Up till about 1940, the commonest loaf was that known as tal-mahlut, or mischiato, which was made from a mixture of corn and barley that were sometimes mixed after milling. However, the best mischiato (or mahlut) was obtained from corn and barley sown together and later also crushed together. The end result had an unpleasant colour but it was nourishing and full of flavour. It has not been available since the Second World War. Other types of bread available from Qormi are pthe common Maltese loaf in varying sizes, a pan loaf known as tal-kexxun, and the disc-like flat bread known as ftira. Improvements in commercial production has made possible the development of many varieties of bread which vary in shape, flavour and preparation, the two commonest being a long, narrow crusty French loaf (tal-Franciz) and a kind of fancy English bread (ta' l-Ingliz).

Tuesday, July 1, 2008

The Evolution of Bread

by Noel Buttigieg

The Malta populace were, and still are, mass consumers of bread and sundry grain products. Their body derived most of its calories from this staple food. The central position of bread in their daily lives also became the very centre of social, political and economic life. Although not unique within this framework, this Mediterranean society was often controlled, if not held hostage, by the importance of procuring the daily bread and the omnipresent fear of hunger.

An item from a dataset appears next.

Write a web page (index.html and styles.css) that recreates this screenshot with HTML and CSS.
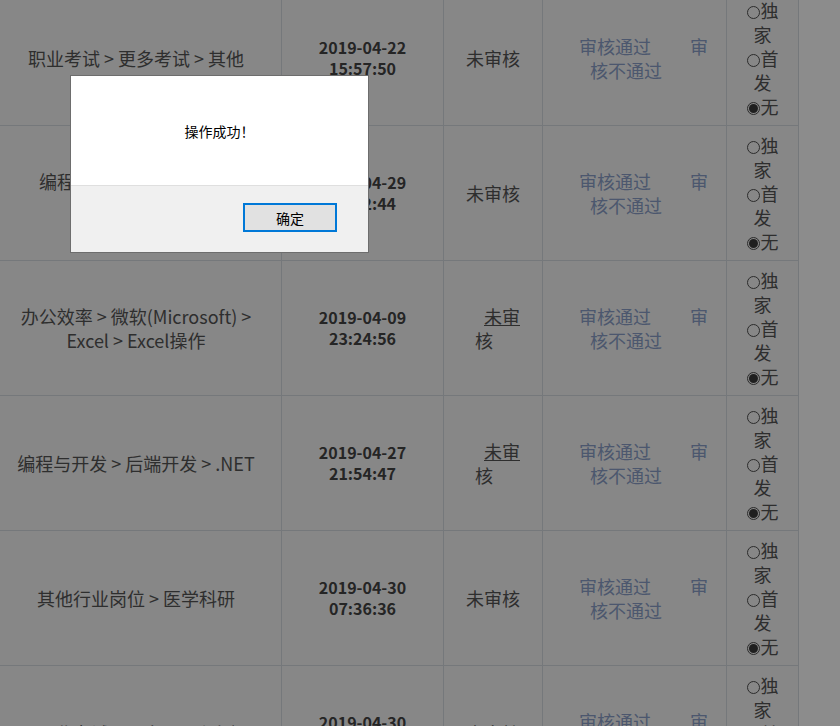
FILE: index.html
```html
<!DOCTYPE html>
<html lang="zh-CN">
<head>
<meta charset="utf-8">
<title>审核列表</title>
<link rel="stylesheet" href="styles.css">
</head>
<body>
<div class="page">
  <div class="grid">
    <div class="cell c-cat"><div class="txt">职业考试 &gt; 更多考试 &gt; 其他</div></div>
    <div class="cell c-date"><div class="date">2019-04-22<br>15:57:50</div></div>
    <div class="cell c-status"><div class="status">未审核</div></div>
    <div class="cell c-act"><div class="acts"><a class="act act-pass" href="#">审核通过</a><a class="act act-reject" href="#">审核不通过</a></div></div>
    <div class="cell c-opt"><div class="opts"><label class="opt"><input type="radio" name="r1">独家</label> <label class="opt"><input type="radio" name="r1">首发</label> <label class="opt"><input type="radio" name="r1" checked>无</label></div></div>

    <div class="cell c-cat"><div class="txt">编程与开发 &gt; 后端开发 &gt; Python</div></div>
    <div class="cell c-date"><div class="date">2019-04-29<br>16:32:44</div></div>
    <div class="cell c-status"><div class="status">未审核</div></div>
    <div class="cell c-act"><div class="acts"><a class="act act-pass" href="#">审核通过</a><a class="act act-reject" href="#">审核不通过</a></div></div>
    <div class="cell c-opt"><div class="opts"><label class="opt"><input type="radio" name="r2">独家</label> <label class="opt"><input type="radio" name="r2">首发</label> <label class="opt"><input type="radio" name="r2" checked>无</label></div></div>

    <div class="cell c-cat"><div class="txt">办公效率 &gt; 微软(Microsoft) &gt; Excel &gt; Excel操作</div></div>
    <div class="cell c-date"><div class="date">2019-04-09<br>23:24:56</div></div>
    <div class="cell c-status"><div class="status status-link"><a class="pending" href="#">未审核</a></div></div>
    <div class="cell c-act"><div class="acts"><a class="act act-pass" href="#">审核通过</a><a class="act act-reject" href="#">审核不通过</a></div></div>
    <div class="cell c-opt"><div class="opts"><label class="opt"><input type="radio" name="r3">独家</label> <label class="opt"><input type="radio" name="r3">首发</label> <label class="opt"><input type="radio" name="r3" checked>无</label></div></div>

    <div class="cell c-cat"><div class="txt">编程与开发 &gt; 后端开发 &gt; .NET</div></div>
    <div class="cell c-date"><div class="date">2019-04-27<br>21:54:47</div></div>
    <div class="cell c-status"><div class="status status-link"><a class="pending" href="#">未审核</a></div></div>
    <div class="cell c-act"><div class="acts"><a class="act act-pass" href="#">审核通过</a><a class="act act-reject" href="#">审核不通过</a></div></div>
    <div class="cell c-opt"><div class="opts"><label class="opt"><input type="radio" name="r4">独家</label> <label class="opt"><input type="radio" name="r4">首发</label> <label class="opt"><input type="radio" name="r4" checked>无</label></div></div>

    <div class="cell c-cat"><div class="txt">其他行业岗位 &gt; 医学科研</div></div>
    <div class="cell c-date"><div class="date">2019-04-30<br>07:36:36</div></div>
    <div class="cell c-status"><div class="status">未审核</div></div>
    <div class="cell c-act"><div class="acts"><a class="act act-pass" href="#">审核通过</a><a class="act act-reject" href="#">审核不通过</a></div></div>
    <div class="cell c-opt"><div class="opts"><label class="opt"><input type="radio" name="r5">独家</label> <label class="opt"><input type="radio" name="r5">首发</label> <label class="opt"><input type="radio" name="r5" checked>无</label></div></div>

    <div class="cell c-cat"><div class="txt">职业考试 &gt; 公务员 &gt; 行测</div></div>
    <div class="cell c-date"><div class="date">2019-04-30<br>09:15:23</div></div>
    <div class="cell c-status"><div class="status">未审核</div></div>
    <div class="cell c-act"><div class="acts"><a class="act act-pass" href="#">审核通过</a><a class="act act-reject" href="#">审核不通过</a></div></div>
    <div class="cell c-opt"><div class="opts"><label class="opt"><input type="radio" name="r6">独家</label> <label class="opt"><input type="radio" name="r6">首发</label> <label class="opt"><input type="radio" name="r6" checked>无</label></div></div>
  </div>
</div>

<div class="backdrop"></div>
<div class="dialog" role="alertdialog">
  <div class="dialog-body">操作成功！</div>
  <div class="dialog-foot"><button class="dialog-btn" type="button">确定</button></div>
</div>
</body>
</html>
```

FILE: styles.css
```css
html, body {
  margin: 0;
  padding: 0;
  background: #ffffff;
  font-family: "Noto Sans CJK SC", "Liberation Sans", sans-serif;
  color: #555555;
  overflow: hidden;
}

.page {
  width: 840px;
}

.grid {
  display: grid;
  grid-template-columns: 291px 162px 99px 184px 72px;
  grid-auto-rows: 135px;
  width: max-content;
  margin: -10px 0 0 -10px;
  border-top: 1px solid #d6dae0;
  border-left: 1px solid #d6dae0;
  background: #f6f6f6;
}

.cell {
  box-sizing: border-box;
  border-right: 1px solid #d6dae0;
  border-bottom: 1px solid #d6dae0;
  display: flex;
  align-items: center;
  justify-content: center;
  text-align: center;
  font-size: 18px;
  line-height: 24px;
  min-width: 0;
}

.c-cat { padding: 0 17px; }
.c-date { padding: 0 8px; }
.c-status { padding: 0 8px; }
.c-act { padding: 0 12px 0 30px; }
.c-opt { padding: 0 18px; }

.txt { color: #555555; }

.date {
  font-size: 16px;
  line-height: 21px;
  font-weight: bold;
  color: #444444;
}

.status { color: #555555; }

.status-link::first-line {
  text-decoration: underline;
}

.pending {
  color: #555555;
  text-decoration: none;
  margin: 0 18px;
}

.acts { color: #8a9fc8; }

.act {
  color: #8a9fc8;
  text-decoration: none;
}

.act-pass { margin-right: 39px; }
.act-reject { margin-right: 35px; }

.opts { color: #555555; }

.opt input {
  -webkit-appearance: none;
  appearance: none;
  box-sizing: border-box;
  width: 13px;
  height: 13px;
  margin: 0 1px 0 0;
  padding: 1px;
  border: 1px solid #4f4f4f;
  border-radius: 50%;
  background: transparent;
  background-clip: content-box;
  vertical-align: -1px;
}

.opt input:checked {
  background-color: #3a3a3a;
}

.backdrop {
  position: fixed;
  inset: 0;
  background: rgba(0, 0, 0, 0.45);
}

.dialog {
  position: fixed;
  left: 70px;
  top: 75px;
  width: 299px;
  box-sizing: border-box;
  border: 1px solid #6d6d6d;
  background: #ffffff;
  font-size: 14px;
  color: #000000;
  display: flex;
  flex-direction: column;
}

.dialog-body {
  height: 109px;
  border-bottom: 1px solid #dfdfdf;
  display: flex;
  align-items: center;
  justify-content: center;
}

.dialog-foot {
  height: 66px;
  box-sizing: border-box;
  background: #f0f0f0;
  display: flex;
  justify-content: flex-end;
  align-items: flex-start;
  padding: 17px 31px 0 0;
}

.dialog-btn {
  width: 94px;
  height: 29px;
  box-sizing: border-box;
  border: 2px solid #0078d7;
  background: #e1e1e1;
  font-family: "Noto Sans CJK SC", sans-serif;
  font-size: 14px;
  color: #000000;
  padding: 0;
}
```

In the case of Malta, these challenges were magnified for several obvious reasons. The scarce natural resources marginalized the island’s ability of provisioning itself. This immediately meant that provisioning depended exclusively on imports particularly from Sicily. When the source experienced scarcity, the islanders faced the imminent danger of hunger. In adverse conditions, the government of the island even adopted forced provisioning by confiscating grain cargoes from any ships calling into the Grand Harbour or plying within the vicinity of the archipelago.

Thus, what often had been described as a narrow and monotonous diet by several contemporary foreign accounts, is strictly conditioned by all those variables which imperiled provisioning, production, rationing and distribution of bread. It is exactly the understanding of these variables that the Bread Festival attempted to achieve over the past years.